Years ago, my best friend gave me a book to read.  It was entitled “No One Here Gets Out Alive”.   It’s about the life and times of The Doors lead singer, Jim Morrison, the rock-and-roll icon.  The book is divided into three sections.  “The Bow is Drawn”  “The Arrow Flies”  “The Arrow Lands”  It’s a great analogy of the tragic story of his life.  From humble beginnings,  then soaring to superstardom, and finally falling back to Earth.  My friend, who gave me this book, passed on just a couple of years ago.  We had led a slightly similar lifestyle to Jim throughout the years, with the exception of  multiple groupies and No. 1 gold records.

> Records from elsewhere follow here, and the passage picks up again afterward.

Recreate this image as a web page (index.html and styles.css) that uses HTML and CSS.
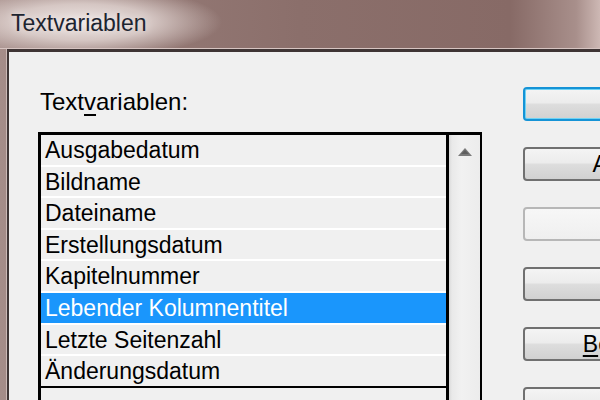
FILE: index.html
```html
<!DOCTYPE html>
<html lang="de">
<head>
<meta charset="utf-8">
<title>Textvariablen</title>
<link rel="stylesheet" href="styles.css">
</head>
<body>
<div class="window">
  <div class="titlebar"><span class="title">Textvariablen</span></div>
  <div class="frame">
    <div class="client">
      <div class="left">
        <div class="label">Text<u>v</u>ariablen:</div>
        <div class="listbox">
          <ul class="items">
            <li class="item">Ausgabedatum</li>
            <li class="item">Bildname</li>
            <li class="item">Dateiname</li>
            <li class="item">Erstellungsdatum</li>
            <li class="item">Kapitelnummer</li>
            <li class="item selected">Lebender Kolumnentitel</li>
            <li class="item">Letzte Seitenzahl</li>
            <li class="item last">Änderungsdatum</li>
            <li class="item empty"></li>
          </ul>
          <div class="scrollbar">
            <svg class="arrow" width="14" height="8" viewBox="0 0 14 8"><polygon points="7,0 14,8 0,8" fill="#7a7a7a"/><polygon points="7,2 11,6 3,6" fill="#5e5e5e"/></svg>
          </div>
        </div>
      </div>
      <div class="buttons">
        <div class="btn default">Fertig</div>
        <div class="btn">Abbrechen</div>
        <div class="btn disabled">Einfügen</div>
        <div class="btn">Neu...</div>
        <div class="btn"><u>B</u>earbeiten...</div>
        <div class="btn">Löschen</div>
      </div>
    </div>
  </div>
</div>
</body>
</html>
```
FILE: styles.css
```css
html, body {
  margin: 0;
  padding: 0;
}
body {
  width: 600px;
  height: 400px;
  overflow: hidden;
  font-family: "Liberation Sans", Arial, sans-serif;
  background: linear-gradient(90deg, #a58d89 0%, #957a76 20%, #8b6f6b 50%, #876a66 85%, #a88f8b 96%, #cdb8b4 100%);
}
.window {
  display: flex;
  flex-direction: column;
  height: 400px;
}
.titlebar {
  flex: none;
  height: 49px;
  padding: 8px 0 0 11px;
  box-sizing: border-box;
  border-bottom: 1px solid #d6c4c1;
  background: radial-gradient(ellipse 140px 36px at 82px 22px, rgba(240,232,230,0.97) 0%, rgba(228,216,213,0.8) 50%, rgba(200,184,181,0) 100%);
}
.title {
  font-size: 23px;
  line-height: 30px;
  color: #1d2430;
  text-shadow: 0 0 8px rgba(255,255,255,0.7);
}
.frame {
  flex: 1;
  min-height: 0;
  display: flex;
  padding-left: 7px;
}
.client {
  flex: 1;
  display: flex;
  align-items: flex-start;
  overflow: hidden;
  background: #f0f0f0;
  border-top: 3px solid #3f3535;
  border-left: 2px solid #3f3535;
  box-shadow: -1px 0 0 #cbb8b5;
}
.left {
  flex: none;
  padding: 36px 0 0 29px;
}
.label {
  margin-left: 2px;
  font-size: 24px;
  line-height: 28px;
  color: #000;
}
.label u {
  text-underline-offset: 4px;
  text-decoration-thickness: 2px;
}
.listbox {
  margin-top: 16px;
  display: flex;
  border-top: 3px solid #000;
  border-left: 3px solid #000;
  border-right: 2px solid #000;
}
.items {
  list-style: none;
  margin: 0;
  padding: 0;
  width: 405px;
  border-right: 3px solid #000;
}
.item {
  height: 29.6px;
  line-height: 30px;
  padding-left: 4px;
  font-size: 23px;
  color: #000;
  background: #f0f0f0;
  border-bottom: 2px solid #ffffff;
  white-space: nowrap;
  overflow: hidden;
}
.item.selected {
  background: #1a96fc;
  color: #fff;
}
.item.last {
  border-bottom: 2px solid #000;
}
.item.empty {
  border-bottom: none;
}
.scrollbar {
  width: 31px;
  display: flex;
  justify-content: center;
  align-items: flex-start;
  background: linear-gradient(90deg, #d9d9d9 0px, #e9e9e9 3px, #f1f1f1 40%, #ececec 100%);
}
.arrow {
  margin-top: 13px;
  margin-left: 1px;
}
.buttons {
  flex: none;
  width: 250px;
  margin-left: 41px;
  padding-top: 35px;
  display: flex;
  flex-direction: column;
  gap: 26px;
}
.btn {
  height: 30px;
  line-height: 30px;
  border: 2px solid #707070;
  border-radius: 4px;
  background: linear-gradient(180deg, #f4f4f4 0%, #ececec 45%, #dddddd 52%, #d1d1d1 100%);
  text-align: center;
  font-size: 23px;
  color: #000;
  white-space: nowrap;
}
.btn u {
  text-underline-offset: 3px;
  text-decoration-thickness: 2px;
}
.btn.default {
  border-color: #1593d6;
  box-shadow: inset 0 0 0 1px #6fd3f5;
}
.btn.disabled {
  border-color: #b7b7b7;
  background: linear-gradient(180deg, #f7f7f7 0%, #f3f3f3 50%, #efefef 100%);
  color: #a0a0a0;
}
```
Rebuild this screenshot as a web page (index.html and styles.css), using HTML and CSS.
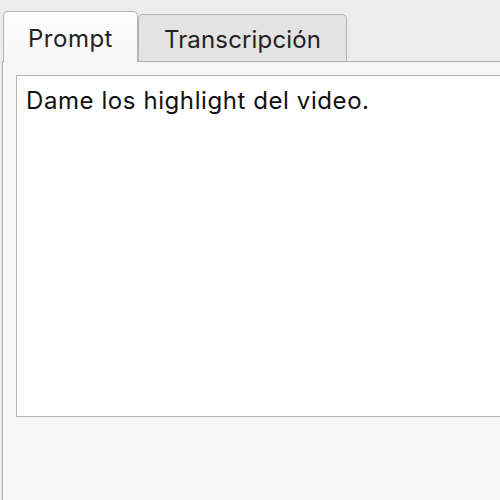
FILE: index.html
```html
<!DOCTYPE html>
<html lang="es">
<head>
<meta charset="utf-8">
<title>Prompt</title>
<link rel="stylesheet" href="styles.css">
</head>
<body>
<div class="window">
  <div class="tabs">
    <div class="tab tab-active">Prompt</div>
    <div class="tab tab-inactive">Transcripción</div>
  </div>
  <div class="panel">
    <div class="editor">Dame los highlight del video.</div>
  </div>
</div>
</body>
</html>
```
FILE: styles.css
```css
html, body {
  margin: 0;
  padding: 0;
  height: 100%;
  overflow: hidden;
}
body {
  background: #ececec;
  font-family: Inter, "Liberation Sans", sans-serif;
  color: #1f1f1f;
}
.window {
  display: flex;
  flex-direction: column;
  height: 100%;
}
.tabs {
  display: flex;
  align-items: flex-end;
  height: 61px;
  padding-left: 3px;
}
.tab {
  box-sizing: border-box;
  text-align: center;
  font-size: 24px;
  line-height: 29px;
  letter-spacing: 0.3px;
  color: #222222;
  border: 1px solid #b3b3b3;
  border-bottom: none;
  border-radius: 5px 5px 0 0;
}
.tab-active {
  position: relative;
  z-index: 1;
  width: 135px;
  height: 51px;
  margin-bottom: -1px;
  padding-top: 12px;
  letter-spacing: 0.5px;
  background: linear-gradient(#fdfdfd, #f7f7f7);
}
.tab-inactive {
  width: 209px;
  height: 47px;
  padding-top: 10px;
  letter-spacing: 0.15px;
  background: #e3e3e3;
}
.panel {
  flex: 1;
  margin-left: 2px;
  border-top: 1px solid #ababab;
  border-left: 1px solid #ababab;
  background: #f6f6f6;
  padding: 13px 0 0 13px;
}
.editor {
  box-sizing: border-box;
  height: 342px;
  background: #ffffff;
  border: 1px solid #b5b5b5;
  border-right: none;
  padding: 10px 0 0 9px;
  font-size: 24px;
  line-height: 29px;
  letter-spacing: 0.58px;
  color: #111111;
}
```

My arrow hasn’t landed yet.  It fell back to Earth recently, but safely skidded across the dirt, leaving me with memories of my dearly departed loved ones and comforted by the strong faith taught to me as a child.  I’m not finished here on Earth quite yet, but it’s nice to know that there’s something special in which to look forward.

 

2 thoughts on “Death…Not very heartwarming or funny”

  1. Wow, that was so touching. I’m wondering if the folks outside our family realize these things are true. It’s something to bring your days here on Earth to life with such a clear, understandable
    telling of it. Earthtorobin is a real winner in my eyes.